Unlike an exact copy or minor variation of a work (e.g. the same book with a different title), which would be considered a mere copy and would not result in a new copyright, a derivative work creates a new copyright on all original aspects of the new version. Thus, for example, the creator of The Annotated Hobbit holds a copyright on all of the notes and commentary he wrote, but not on the original text of The Hobbit, which is also included in the book, the copyright to which is owned by the Tolkien Estate. The original Estate copyright still holds, and then the annotations also acquire a new and independent copyright of their own. Likewise, the corporation that holds the copyright to Darth Vader (i.e., Walt Disney) has the exclusive right to create or authorize any derivative works of that character, including photographs or drawings of him which portray him in novel and creative ways, since (as court decisions put it) that is one aspect of the copyright holder's work that they might want to exploit commercially. In the same manner, anyone can make a movie based on The Bible, and may make their own movie called "The Ten Commandments" based on the Biblical chapter Exodus, but may not make a new version of the 1956 film, "The Ten Commandments", even with substantial new creative input, without getting permission of Paramount Pictures (the copyright holder).

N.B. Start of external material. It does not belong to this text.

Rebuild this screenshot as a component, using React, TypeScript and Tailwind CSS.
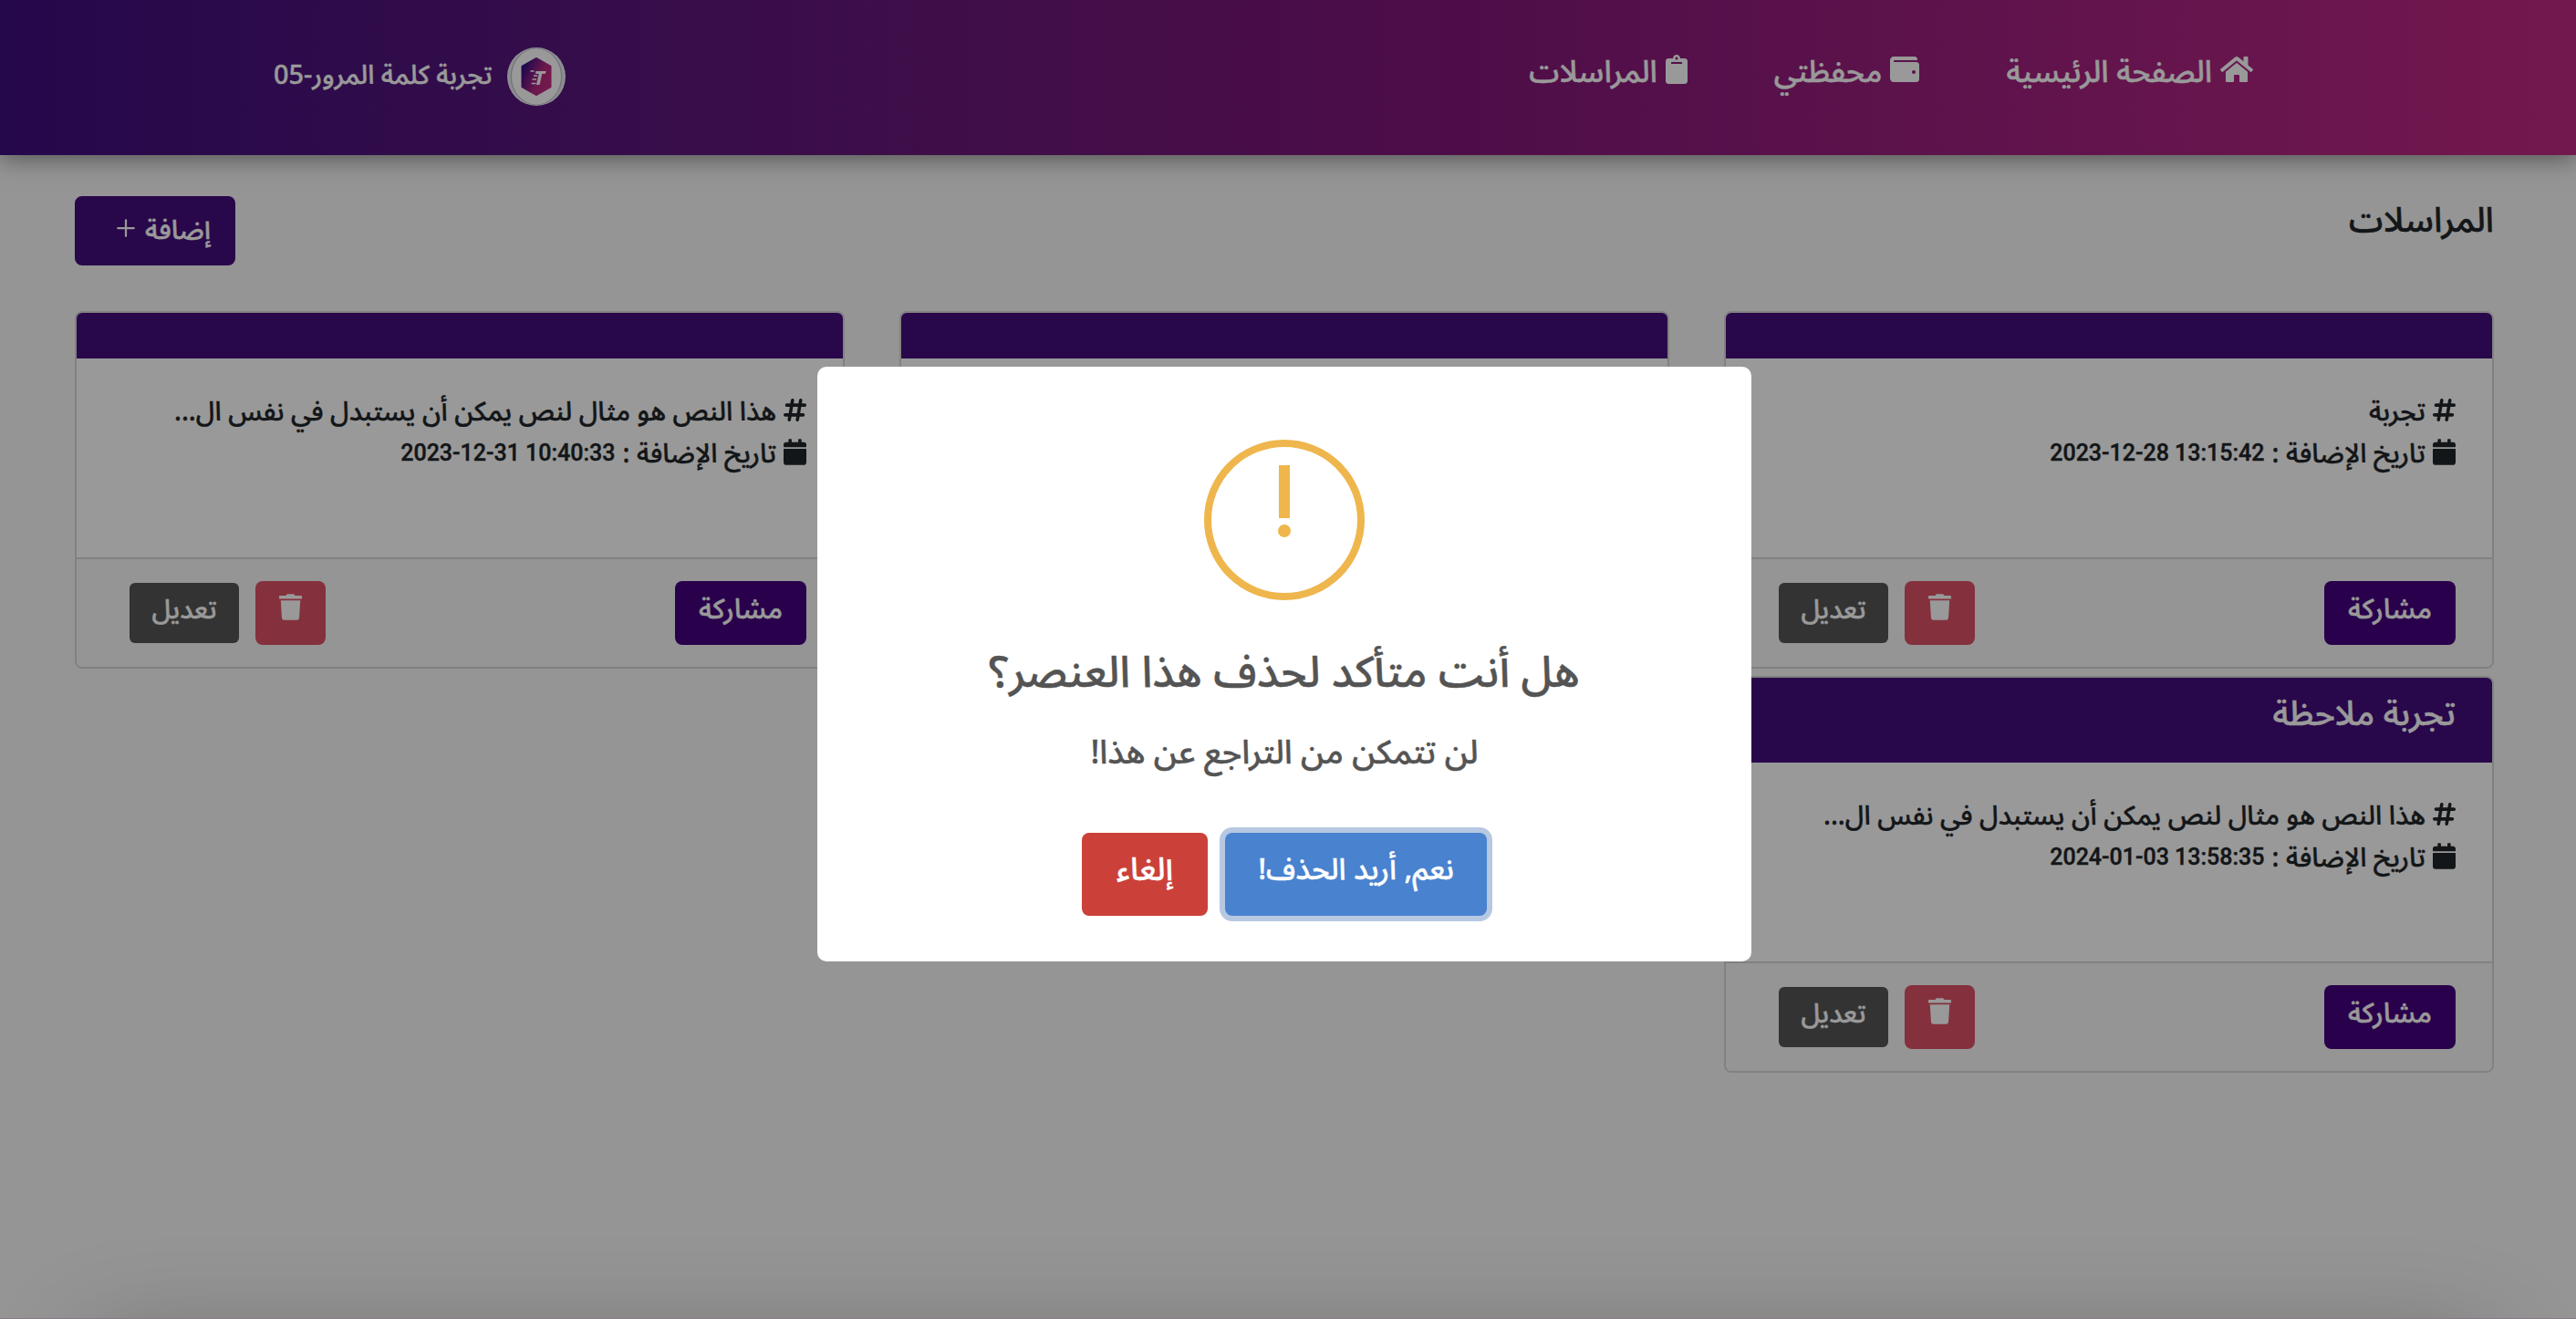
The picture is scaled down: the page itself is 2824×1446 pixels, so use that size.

By taking a picture with a copyrighted cartoon character on a T-shirt as its main subject, for example, the photographer creates a new, copyrighted work (the photograph), but the rights of the cartoon character's creator still affect the resulting photograph. Such a photograph could not be published without the consent of both copyright holders: the photographer and the cartoonist.

It does not matter if a drawing of a copyrighted character's likeness is created entirely by the uploader without any other reference than the uploader's memory. A non-free copyrighted work simply cannot be rendered free without the consent of the copyright holder, not by photographing, nor drawing, nor sculpting (but see Commons:Freedom of panorama).

Locations such as theme parks usually allow photography and sometimes even encourage it even though items of copyrighted artwork will almost certainly be included in visitors' photos. Such policies, however, do not automatically mean that such photos can be distributed under a public domain dedication or a free content license; the intent of a venue allowing photography may be to facilitate photography for personal usage and/or non-commercial sharing on social networking sites, for example. (See this discussion.) Also, the legal concept of de minimis can apply in such a setting: if the subject of your theme park photograph is your daughter eating an ice cream but someone in a Mickey Mouse costume can be seen in the background, this is not considered infringement nor a derivative work so long as it is clear from the photograph that you are interested in the girl and the frozen treat rather than the oversized rodent, and you may even market that image commercially (though you must be sure that Mickey really is "de minimis" and his presence must not make that image more useful, more interesting, or more marketable than it would be without him).


No. Disney does not hold the copyright on the photo, even though the first book entered the American public domain in 2022. There are two different copyrights to be taken into account, that of the photographer (concerning the photo) and that of Disney (the toy). You have to keep those apart. Ask yourself: Can the photo be used as an illustration for "Winnie the Pooh"? Am I trying to get around restrictions for two-dimensional pictures of Pooh by using a photo of a toy? If so, then it is not allowed.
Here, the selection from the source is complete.